== Information shown ==
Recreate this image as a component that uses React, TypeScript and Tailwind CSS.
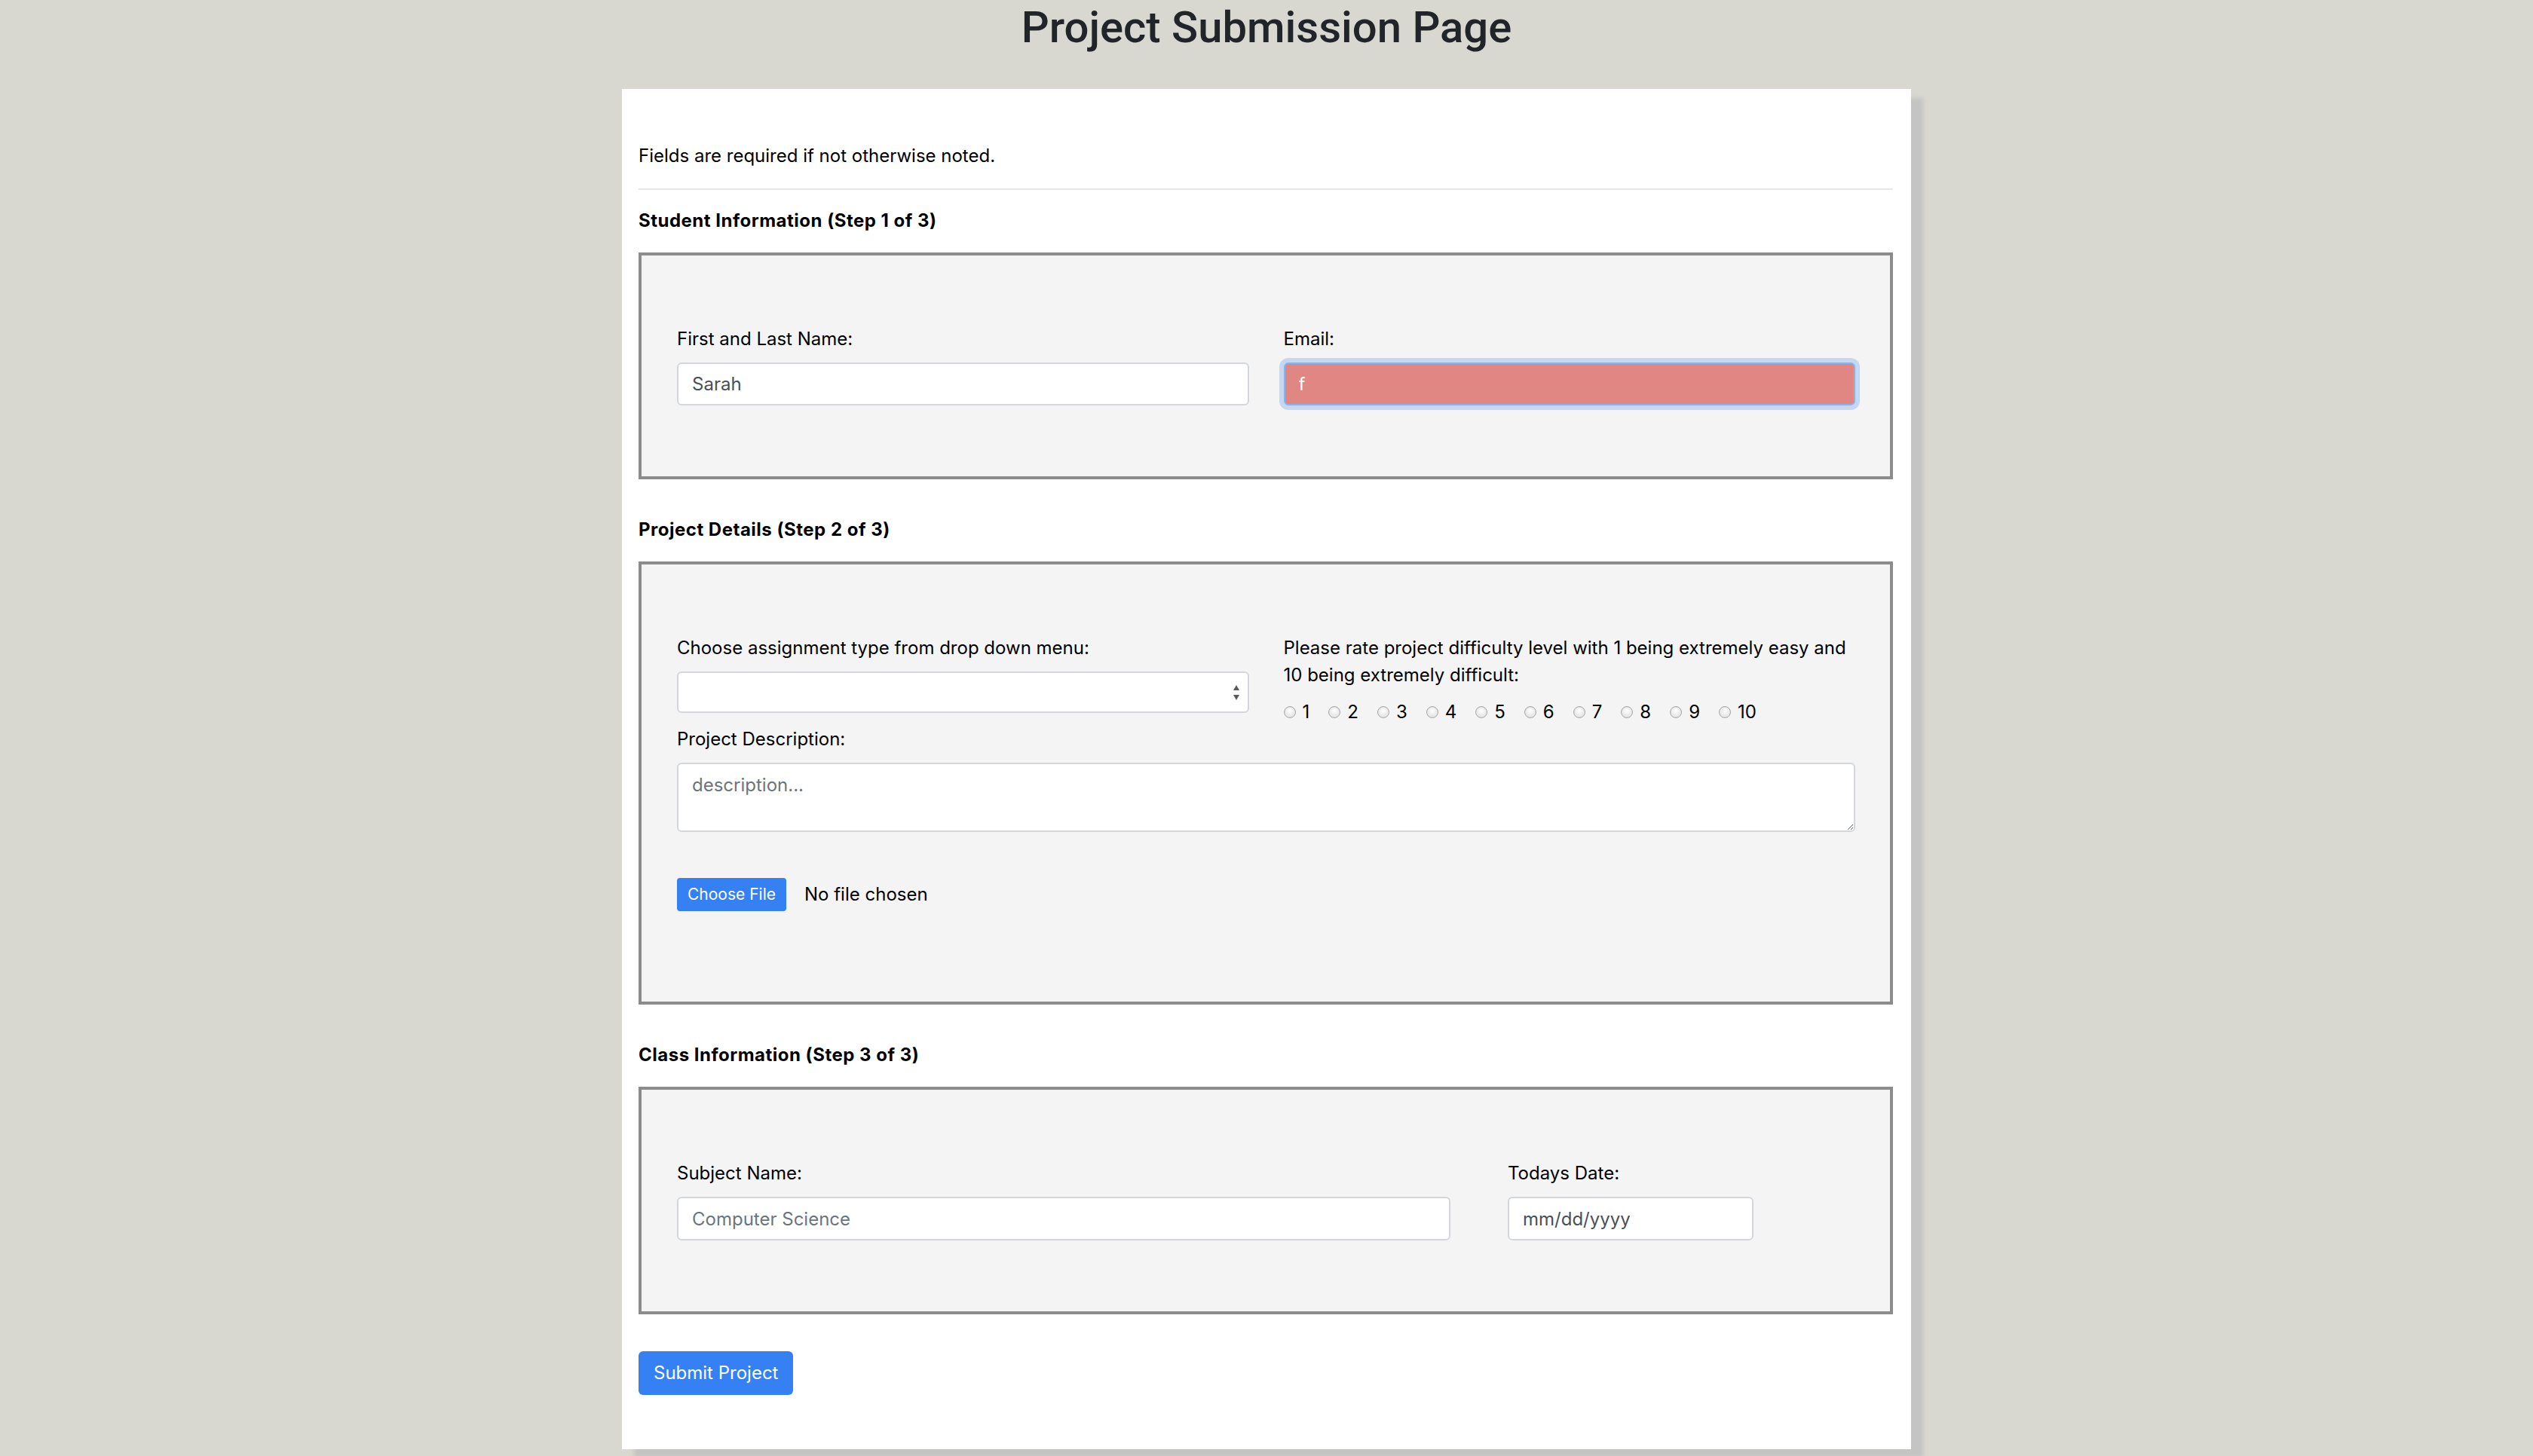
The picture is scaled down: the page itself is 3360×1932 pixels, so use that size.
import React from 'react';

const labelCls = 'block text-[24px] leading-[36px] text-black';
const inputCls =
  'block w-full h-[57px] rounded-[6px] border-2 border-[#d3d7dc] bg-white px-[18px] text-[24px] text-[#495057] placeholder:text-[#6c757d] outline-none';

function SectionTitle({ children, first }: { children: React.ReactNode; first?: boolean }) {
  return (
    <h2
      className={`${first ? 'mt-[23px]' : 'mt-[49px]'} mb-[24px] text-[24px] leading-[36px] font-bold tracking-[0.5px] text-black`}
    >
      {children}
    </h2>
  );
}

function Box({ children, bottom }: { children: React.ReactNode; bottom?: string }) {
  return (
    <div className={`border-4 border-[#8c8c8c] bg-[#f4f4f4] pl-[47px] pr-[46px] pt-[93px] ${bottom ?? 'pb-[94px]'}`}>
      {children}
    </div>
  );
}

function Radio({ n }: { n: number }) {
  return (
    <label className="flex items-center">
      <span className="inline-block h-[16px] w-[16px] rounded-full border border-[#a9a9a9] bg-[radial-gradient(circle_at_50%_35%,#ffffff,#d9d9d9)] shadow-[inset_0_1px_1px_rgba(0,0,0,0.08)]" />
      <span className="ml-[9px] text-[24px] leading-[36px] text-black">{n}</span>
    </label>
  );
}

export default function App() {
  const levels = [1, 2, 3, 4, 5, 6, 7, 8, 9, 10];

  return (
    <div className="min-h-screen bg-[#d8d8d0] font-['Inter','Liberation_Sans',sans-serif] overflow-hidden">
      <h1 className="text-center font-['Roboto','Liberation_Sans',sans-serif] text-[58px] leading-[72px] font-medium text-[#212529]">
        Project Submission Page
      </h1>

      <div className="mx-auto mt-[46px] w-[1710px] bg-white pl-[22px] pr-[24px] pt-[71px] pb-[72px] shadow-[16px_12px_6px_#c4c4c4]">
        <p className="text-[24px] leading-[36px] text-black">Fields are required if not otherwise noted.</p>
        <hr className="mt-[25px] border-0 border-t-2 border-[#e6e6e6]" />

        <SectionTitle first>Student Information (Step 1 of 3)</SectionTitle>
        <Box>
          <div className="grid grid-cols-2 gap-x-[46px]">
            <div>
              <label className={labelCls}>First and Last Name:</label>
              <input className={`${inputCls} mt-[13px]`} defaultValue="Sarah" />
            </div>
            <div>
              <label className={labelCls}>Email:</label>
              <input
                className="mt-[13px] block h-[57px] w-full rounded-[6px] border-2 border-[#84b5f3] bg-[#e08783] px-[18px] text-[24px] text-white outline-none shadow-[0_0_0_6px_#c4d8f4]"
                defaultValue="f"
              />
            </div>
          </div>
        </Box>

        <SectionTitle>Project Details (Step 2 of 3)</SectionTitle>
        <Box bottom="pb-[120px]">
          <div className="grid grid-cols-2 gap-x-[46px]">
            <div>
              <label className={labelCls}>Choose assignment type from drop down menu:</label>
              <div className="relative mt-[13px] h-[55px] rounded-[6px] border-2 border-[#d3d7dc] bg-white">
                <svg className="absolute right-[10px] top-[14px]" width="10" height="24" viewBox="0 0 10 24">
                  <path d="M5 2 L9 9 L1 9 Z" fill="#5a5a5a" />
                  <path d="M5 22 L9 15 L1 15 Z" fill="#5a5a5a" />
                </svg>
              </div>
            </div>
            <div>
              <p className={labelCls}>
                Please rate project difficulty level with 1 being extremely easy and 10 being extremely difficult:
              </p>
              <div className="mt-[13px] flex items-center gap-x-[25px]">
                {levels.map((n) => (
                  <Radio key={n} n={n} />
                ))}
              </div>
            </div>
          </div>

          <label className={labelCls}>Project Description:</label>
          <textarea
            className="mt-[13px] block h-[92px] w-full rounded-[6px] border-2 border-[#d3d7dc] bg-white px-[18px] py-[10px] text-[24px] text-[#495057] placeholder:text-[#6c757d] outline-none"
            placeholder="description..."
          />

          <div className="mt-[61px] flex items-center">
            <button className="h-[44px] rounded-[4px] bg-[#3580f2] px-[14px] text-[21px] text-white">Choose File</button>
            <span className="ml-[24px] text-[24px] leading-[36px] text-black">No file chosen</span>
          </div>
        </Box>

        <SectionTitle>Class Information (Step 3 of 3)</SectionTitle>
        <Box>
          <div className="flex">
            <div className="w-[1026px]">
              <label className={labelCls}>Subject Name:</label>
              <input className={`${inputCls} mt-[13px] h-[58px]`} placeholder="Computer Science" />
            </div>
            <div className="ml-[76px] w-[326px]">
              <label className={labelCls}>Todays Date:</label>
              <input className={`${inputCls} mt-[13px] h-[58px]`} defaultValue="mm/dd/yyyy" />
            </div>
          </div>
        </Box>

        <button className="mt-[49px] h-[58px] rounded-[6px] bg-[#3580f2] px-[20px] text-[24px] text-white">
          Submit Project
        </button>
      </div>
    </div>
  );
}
===
• [What is required]: Give again, word for word, every line from the top of the data through the line with "import React from 'react';", both ends included, and exclude the pictures.

• [Output for this task]:
Recreate this image as a component that uses React, TypeScript and Tailwind CSS.
The picture is scaled down: the page itself is 3360×1932 pixels, so use that size.
import React from 'react';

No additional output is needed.